With two, Gingkgopolis plays in an hour or a little less. It's a very pleasant medium weight, with thinky spatial and tableau building elements. And it's fun.
[hr]Friday :star::star::star::star::nostar:
(image credit: Jupklass)
I liked this much more than I expected to. I don't do a lot of solitaire gaming (except on iOS), so I wasn't too interested in trying Friday. But it's small and inexpensive, and it has a goofy charm to its art. So I put it on my want list and waited until there was a chance to use it to balance a trade.
I'm glad I did. It's a very clever solo deck building game, where you're trying to survive three runs through a hazard deck before the end-game pirate ship boss fight. If you defeat a hazard card, it goes into your discard pile where it recycles into your hand as an attack or special ability card. If you lose to a hazard, it will come back stronger in the next round, so you need to be consistently ramping up your abilities.
Also, if you lose to a hazard, you can choose to dump some of the cards that you played, taking them out of the game entirely. This is a key way to "thin" your deck to get read of weak or disadvantageous cards.
But you don't want your deck to be too thin, because every time you exhaust your deck, you add an "aging" card to it. Aging? That's probably good right? You gain in wisdom and judgment and skill? Nope. You get weak and stupid. Hmm.
All of those mechanisms are clever and interesting. Happily, they also produce a game that I found fun to play.
A very nice little pocket sized game.
[hr]Libertalia :star::star::star::halfstar::nostar:
(image credit: W Eric Martin)
Libertalia is a pirate-themed simultaneous role selection game with some interesting twists. First everyone has the same set of role cards (which are a randomly drawn subset of the whole deck, creating inter-play variability).
Once roles are secretly selected, the role cards are sorted, first by role number (each role has its own number), and then by a tie-breaker number used to determine sort order when more than one player has chosen the same role.

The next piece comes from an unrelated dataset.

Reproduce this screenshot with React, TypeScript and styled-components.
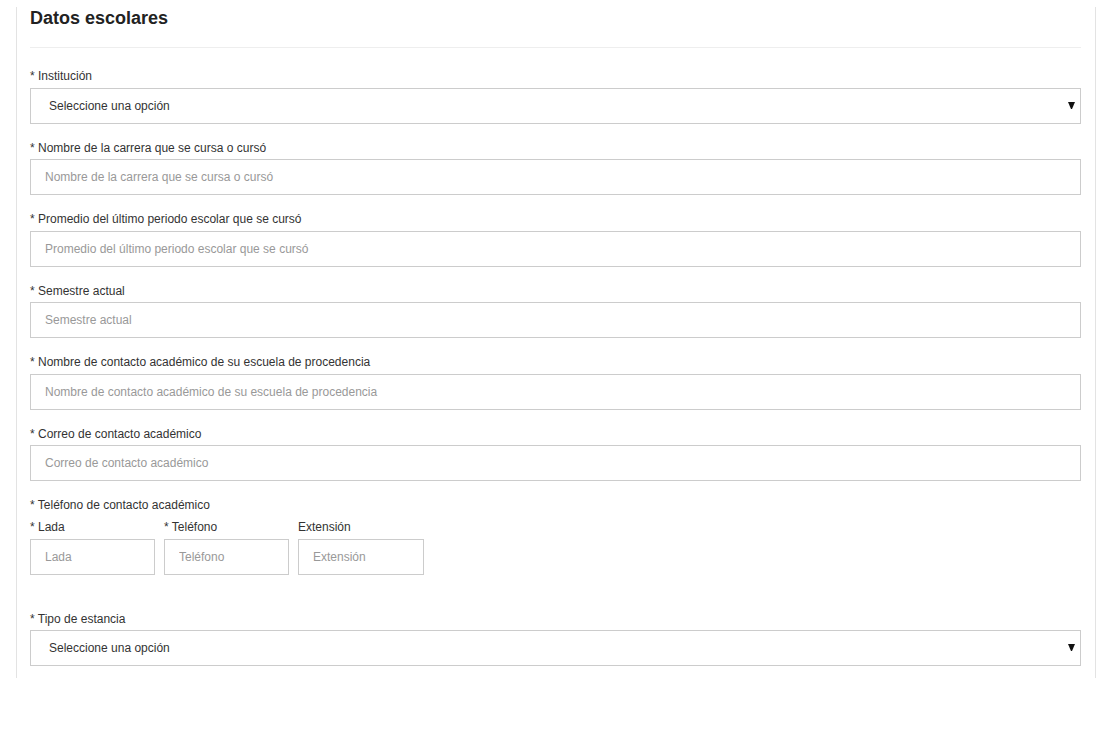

The role cards may have special powers on them. Those powers get resolved in sort order, from low to high. Then, any players with surviving role cards choose from an open pool of treasure tiles (some good and some bad), in reverse number order.
The heart of the game is second-guessing the other players in order to successfully surf the sort order, forwards then backwards. That's hard to do well, as everyone else is trying to do the same thing and you can't be sure which roles the other players will choose (which then determines sort order).
The graphic design is solid and the art is quite good. I enjoyed the first play, but this isn't my favorite type of game. I generally suck at second-guessing role selection. (I'm routinely crushed at Citadels.) But this is pretty good if you like that kind of thing.
[hr]Canal Grande :star::star::star::halfstar::nostar:
(image credit: m.hamburg)
This is a two-player card game derived from San Marco. Both share the same art design motif (though it's much better implemented in San Marco; the card art in this game is muddy and lackluster; and the card backs are inexplicably plain and unattractive).
Both also share the "I divide, you choose" mechanic. That's always good for producing turn angst, on both the dividing and choosing ends of the deal (and it's satisfying, as the divider, to create particularly painful choices for your opponent).
It also helps to avoid the luck-predominance that I often find annoying in two-player card games.
The other game mechanics are serviceable, if a bit threadbare. On the whole it's a decent little two-player game. There's still a healthy dose of luck, but the game gives you a chance to mitigate it.
Pretty good.
[hr]Milestones :star::star::star::nostar::nostar:
(image credit: a_traveller)
This is a solid, handsome resource to VP euro. Each player has their own player board that operates as a rondel. You move your dobber clockwise and perform the action you land on. The most interesting twists on that mechanism are:
(1) You customize the top half of your rondel, by buying and placing worker tiles on the available spaces. These are then available action spaces that give you resources.
(2) A space on the lower half of your rondel lets you "build" onto a shared countryside board. That's where most of the points are. When building, you extend a common road network and build markets and dwellings.
(3) The last space on the bottom of your rondel is the castle. You must stop there. When you do, you're taxed and must discard resources over a specified number (preventing hoarding from turn to turn) and discard one of your worker tiles (ouch!).
That last point keeps you under constant pressure to be buying new workers and fiddling with the composition of your rondel. At the end of the game, there are also significant VP for having the most of each worker type.
It's well designed and thinky, but I didn't enjoy it much. I couldn't get my head around the worker tile management and was always lagging i terms of efficiency (and then endgame VP). I've found that I don't really enjoy games where your success depends on your ability to manipulate a puzzle (like the mancala in Trajan). Milestones fell into that category for me.
[hr]Tokaido :star::star::star::nostar::nostar:
(image credit: henk.rolleman)
In Tokaido, you're moving your meeple along a linear track. The track is dotted with locations of several different types that give you things (items for set collection VP, money, random bonus, etc). Most sites can only be occupied by one player (some have two spots).
You can move as far forward as you like on your turn, but turn order is determined by whoever is farthest behind on the road. It is always that player's turn. (Think Thebes.)
This should create some interesting choices. Players can race ahead to grab crucial stuff. Or they can hang back and take multiple turns in a row until they've caught up with the other players. In my first play, we all stayed mostly in a jostling pack, moving just far enough ahead to take the next available good spot. It was rare for anyone to get more than one turn in a row because they were far behind the pack. Much more common: the spots you want in order to advance your set collection goals were already taken, so you do whatever is next best. I won, but I'm not sure why.
A note on the art: As art, it's gorgeous and thematic. But as game art, it fell a little short. To my taste, there's too much white space on the board and the illustrations are too small and spidery to easily recognize. YMMV.